Where state is the return of the previous call to update or update_training. Notice, that state === nothing indicates an uninitialized criteria.

import EarlyStopping: update, done

function update(criterion::Patience, loss, ::Nothing)
    return (loss=loss, n_increases=0) # state
end

function update(criterion::Patience, loss, state)
    old_loss, n = state
    if loss > old_loss
        n += 1
    else
        n = 0
    end
    return (loss=loss, n_increases=n) # state
end

The done method returns true or false depending on the state, but always returns false if state === nothing.

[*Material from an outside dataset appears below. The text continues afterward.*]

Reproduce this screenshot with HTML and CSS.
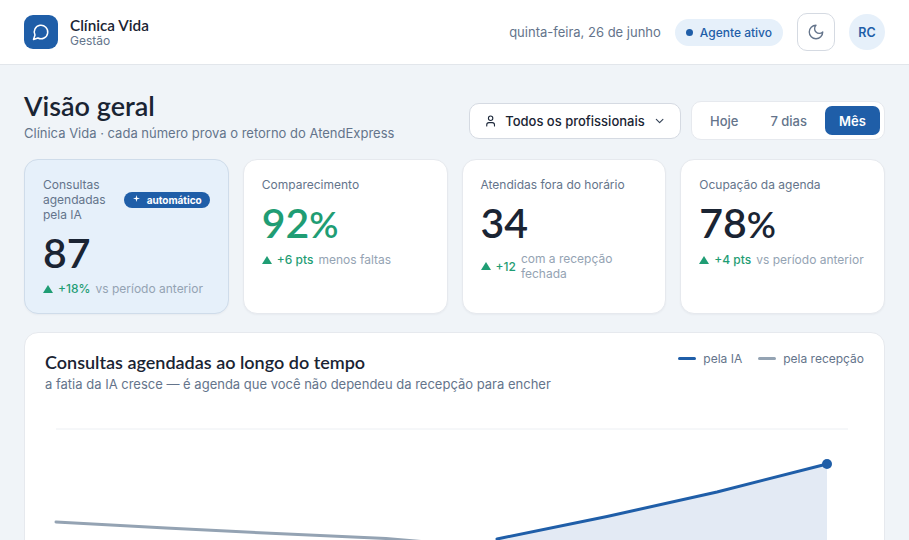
FILE: index.html
```html
<!DOCTYPE html>
<html lang="pt-BR">
<head>
    <meta charset="UTF-8">
    <meta name="viewport" content="width=device-width, initial-scale=1.0">
    <title>Visão geral - Clínica Vida</title>
    <link rel="stylesheet" href="styles.css">
</head>
<body>
    <header class="topbar">
        <div class="brand">
            <div class="brand-icon">
                <svg width="18" height="18" viewBox="0 0 24 24" fill="none" stroke="#fff" stroke-width="2" stroke-linecap="round" stroke-linejoin="round">
                    <path d="M7.9 20A9 9 0 1 0 4 16.1L2 22Z"/>
                </svg>
            </div>
            <div>
                <div class="brand-name">Clínica Vida</div>
                <div class="brand-sub">Gestão</div>
            </div>
        </div>
        <div class="top-actions">
            <span class="date">quinta-feira, 26 de junho</span>
            <span class="agent-pill"><i class="dot"></i>Agente ativo</span>
            <button class="theme-btn">
                <svg width="18" height="18" viewBox="0 0 24 24" fill="none" stroke="#64748b" stroke-width="1.8" stroke-linecap="round" stroke-linejoin="round">
                    <path d="M12 3a6 6 0 0 0 9 9 9 9 0 1 1-9-9Z"/>
                </svg>
            </button>
            <div class="avatar">RC</div>
        </div>
    </header>

    <main class="content">
        <section class="page-head">
            <div>
                <h1>Visão geral</h1>
                <p class="page-sub">Clínica Vida · cada número prova o retorno do AtendExpress</p>
            </div>
            <div class="filters">
                <button class="select-btn">
                    <svg width="14" height="14" viewBox="0 0 24 24" fill="none" stroke="#1e293b" stroke-width="2" stroke-linecap="round" stroke-linejoin="round">
                        <path d="M19 21v-2a4 4 0 0 0-4-4H9a4 4 0 0 0-4 4v2"/>
                        <circle cx="12" cy="7" r="4"/>
                    </svg>
                    <span>Todos os profissionais</span>
                    <svg width="14" height="14" viewBox="0 0 24 24" fill="none" stroke="#334155" stroke-width="2" stroke-linecap="round" stroke-linejoin="round">
                        <path d="m6 9 6 6 6-6"/>
                    </svg>
                </button>
                <div class="segmented">
                    <button class="seg">Hoje</button>
                    <button class="seg">7 dias</button>
                    <button class="seg active">Mês</button>
                </div>
            </div>
        </section>

        <section class="stats">
            <div class="stat highlight">
                <div class="stat-top">
                    <span class="stat-label">Consultas agendadas pela IA</span>
                    <span class="auto-badge">
                        <svg class="spark" width="7" height="7" viewBox="0 0 8 8" fill="#fff">
                            <path d="M4 0 L4.8 3.2 L8 4 L4.8 4.8 L4 8 L3.2 4.8 L0 4 L3.2 3.2 Z"/>
                        </svg>
                        automático
                    </span>
                </div>
                <div class="stat-value">87</div>
                <div class="stat-delta"><i class="arrow"></i><b>+18%</b><span>vs período anterior</span></div>
            </div>
            <div class="stat">
                <div class="stat-top"><span class="stat-label">Comparecimento</span></div>
                <div class="stat-value green">92<span class="pct">%</span></div>
                <div class="stat-delta"><i class="arrow"></i><b>+6 pts</b><span>menos faltas</span></div>
            </div>
            <div class="stat">
                <div class="stat-top"><span class="stat-label">Atendidas fora do horário</span></div>
                <div class="stat-value">34</div>
                <div class="stat-delta"><i class="arrow"></i><b>+12</b><span>com a recepção fechada</span></div>
            </div>
            <div class="stat">
                <div class="stat-top"><span class="stat-label">Ocupação da agenda</span></div>
                <div class="stat-value">78<span class="pct">%</span></div>
                <div class="stat-delta"><i class="arrow"></i><b>+4 pts</b><span>vs período anterior</span></div>
            </div>
        </section>

        <section class="chart-card">
            <div class="chart-head">
                <div>
                    <h2>Consultas agendadas ao longo do tempo</h2>
                    <p class="chart-sub">a fatia da IA cresce — é agenda que você não dependeu da recepção para encher</p>
                </div>
                <div class="legend">
                    <span class="legend-item"><i class="swatch blue"></i>pela IA</span>
                    <span class="legend-item"><i class="swatch gray"></i>pela recepção</span>
                </div>
            </div>
            <svg class="chart" width="820" height="240" viewBox="0 0 820 240">
                <line x1="10" y1="16" x2="802" y2="16" stroke="#eceff3" stroke-width="1"/>
                <path d="M451 126 L561 103.5 L671 79 L781 51 L781 240 L451 240 Z" fill="#e3eaf4"/>
                <polyline points="10,109 120,115 230,120.5 340,125.5 451,135" fill="none" stroke="#94a3b3" stroke-width="3" stroke-linecap="round"/>
                <polyline points="451,126 561,103.5 671,79 781,51" fill="none" stroke="#1f5ea8" stroke-width="3" stroke-linecap="round"/>
                <circle cx="781" cy="51" r="5" fill="#1f5ea8"/>
            </svg>
        </section>
    </main>
</body>
</html>
```

FILE: styles.css
```css
* {
    box-sizing: border-box;
    margin: 0;
    padding: 0;
}

html, body {
    height: 100vh;
    overflow: hidden;
}

body {
    font-family: 'Inter', sans-serif;
    background-color: #f0f4f8;
    color: #1a2433;
}

button {
    font-family: inherit;
    cursor: pointer;
}

.topbar {
    display: flex;
    justify-content: space-between;
    align-items: center;
    height: 65px;
    padding: 0 24px;
    background-color: #fff;
    border-bottom: 1px solid #e2e6eb;
}

.brand {
    display: flex;
    align-items: center;
    gap: 12px;
}

.brand-icon {
    display: flex;
    justify-content: center;
    align-items: center;
    width: 34px;
    height: 34px;
    border-radius: 9px;
    background-color: #1f5ea8;
}

.brand-name {
    font-family: 'Lato', sans-serif;
    font-size: 15.3px;
    font-weight: 600;
    line-height: 18px;
}

.brand-sub {
    font-size: 12px;
    line-height: 14px;
    color: #64748b;
}

.top-actions {
    display: flex;
    align-items: center;
}

.date {
    font-size: 13px;
    color: #64748b;
    margin-right: 14px;
}

.agent-pill {
    display: flex;
    align-items: center;
    gap: 7px;
    height: 27px;
    padding: 0 11px;
    border-radius: 14px;
    background-color: #e6f0fa;
    color: #1f5ea8;
    font-size: 12px;
    font-weight: 500;
    margin-right: 14px;
}

.dot {
    width: 7px;
    height: 7px;
    border-radius: 50%;
    background-color: #1f5ea8;
}

.theme-btn {
    display: flex;
    justify-content: center;
    align-items: center;
    width: 38px;
    height: 38px;
    border: 1px solid #d5dae2;
    border-radius: 10px;
    background: #fff;
    margin-right: 14px;
}

.avatar {
    display: flex;
    justify-content: center;
    align-items: center;
    width: 36px;
    height: 36px;
    border-radius: 50%;
    background-color: #e6f0fa;
    color: #1f5ea8;
    font-size: 12.5px;
    font-weight: 600;
}

.content {
    padding: 24px 24px 0;
}

.page-head {
    display: flex;
    justify-content: space-between;
    align-items: flex-start;
    height: 70px;
}

h1 {
    font-family: 'Lato', sans-serif;
    font-size: 27px;
    font-weight: 600;
    line-height: 34px;
}

.page-sub {
    font-size: 13px;
    line-height: 18px;
    margin-top: 1px;
    color: #64748b;
}

.filters {
    display: flex;
    align-items: center;
    gap: 10px;
    margin-top: 12px;
}

.select-btn {
    display: flex;
    align-items: center;
    gap: 8px;
    width: 212px;
    height: 36px;
    padding: 0 14px;
    border: 1px solid #d5dae2;
    border-radius: 10px;
    background: #fff;
    color: #1a2433;
    font-size: 13px;
    font-weight: 500;
}

.select-btn span {
    flex: 1;
    text-align: left;
    white-space: nowrap;
}

.segmented {
    display: flex;
    gap: 4px;
    height: 39px;
    padding: 4px;
    border: 1px solid #e6e9ee;
    border-radius: 10px;
    background: #fff;
}

.seg {
    padding: 0 14px;
    border: none;
    border-radius: 7px;
    background: none;
    color: #64748b;
    font-size: 13px;
    font-weight: 500;
}

.seg.active {
    width: 55px;
    padding: 0;
    background-color: #1f5ea8;
    color: #fff;
    font-weight: 600;
}

.stats {
    display: grid;
    grid-template-columns: repeat(4, 1fr);
    gap: 14px;
}

.stat {
    height: 155px;
    padding: 17px 18px;
    border: 1px solid #e6e9ee;
    border-radius: 14px;
    background: #fff;
    box-shadow: 0 1px 2px rgba(20, 30, 50, 0.04);
}

.stat.highlight {
    background-color: #e6f0fa;
    border-color: #cfdcea;
}

.stat-top {
    display: flex;
    align-items: center;
    justify-content: space-between;
    gap: 12px;
}

.stat-label {
    font-size: 12px;
    line-height: 15px;
    color: #64748b;
}

.auto-badge {
    display: flex;
    align-items: center;
    gap: 7px;
    flex-shrink: 0;
    height: 16px;
    padding: 0 8px 0 9px;
    border-radius: 8px;
    background-color: #1f5ea8;
    color: #fff;
    font-size: 10px;
    font-weight: 700;
}

.spark {
    margin-top: -3px;
}

.stat-value {
    font-family: 'Lato', sans-serif;
    font-size: 41px;
    font-weight: 600;
    line-height: 48px;
    margin-top: 7px;
}

.stat-value.green {
    color: #1f9d74;
}

.pct {
    font-size: 36px;
}

.stat-delta {
    display: flex;
    align-items: center;
    gap: 5px;
    font-size: 12px;
    line-height: 15px;
    margin-top: 4px;
    color: #94a3b3;
}

.stat-delta b {
    color: #1f9d74;
    font-weight: 500;
    white-space: nowrap;
}

.arrow {
    flex-shrink: 0;
    width: 0;
    height: 0;
    border-left: 5px solid transparent;
    border-right: 5px solid transparent;
    border-bottom: 8px solid #1f9d74;
}

.chart-card {
    margin-top: 18px;
    height: 300px;
    padding: 19px 20px 0;
    border: 1px solid #e6e9ee;
    border-radius: 14px;
    background: #fff;
}

.chart-head {
    display: flex;
    justify-content: space-between;
    align-items: flex-start;
}

h2 {
    font-family: 'Lato', sans-serif;
    font-size: 18px;
    font-weight: 600;
    line-height: 20px;
}

.chart-sub {
    font-size: 13px;
    line-height: 15px;
    margin-top: 5px;
    color: #64748b;
}

.legend {
    display: flex;
    gap: 16px;
    margin-top: -1px;
    font-size: 12px;
    color: #64748b;
}

.legend-item {
    display: flex;
    align-items: center;
    gap: 7px;
}

.swatch {
    width: 18px;
    height: 3px;
    border-radius: 2px;
}

.swatch.blue {
    background-color: #1f5ea8;
}

.swatch.gray {
    background-color: #94a3b3;
}

.chart {
    display: block;
    margin-top: 21px;
    margin-left: 1px;
}
```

done(criterion::Patience, state) =
    state === nothing ? false : state.n_increases == criterion.n

Optional methods

The final message of an EarlyStopper is generated using a message method for StoppingCriterion. Here is the fallback (which does not use state):

EarlyStopping.message(criteria::StoppingCriterion, state)
    = "Early stop triggered by $criterion stopping criterion. "

The optional update_training methods (two for each criterion) have the same signature as the update methods above. Refer to the PQ code for an example.

If a stopping criterion requires one or more update_training calls per update call to work, you should overload the trait needs_training_losses for that type, as in this example from the source code:

EarlyStopping.needs_training_losses(::Type{<:PQ}) = true

Unit Testing

The following are provided to facilitate testing of new criteria:

stopping_time: returns the stopping time for an iterator losses using criterion.
@test_criteria NewCriteria(): Runs a suite of unit tests against the provided StoppingCriteria. This macro is only part of the test suite and is not part of the API.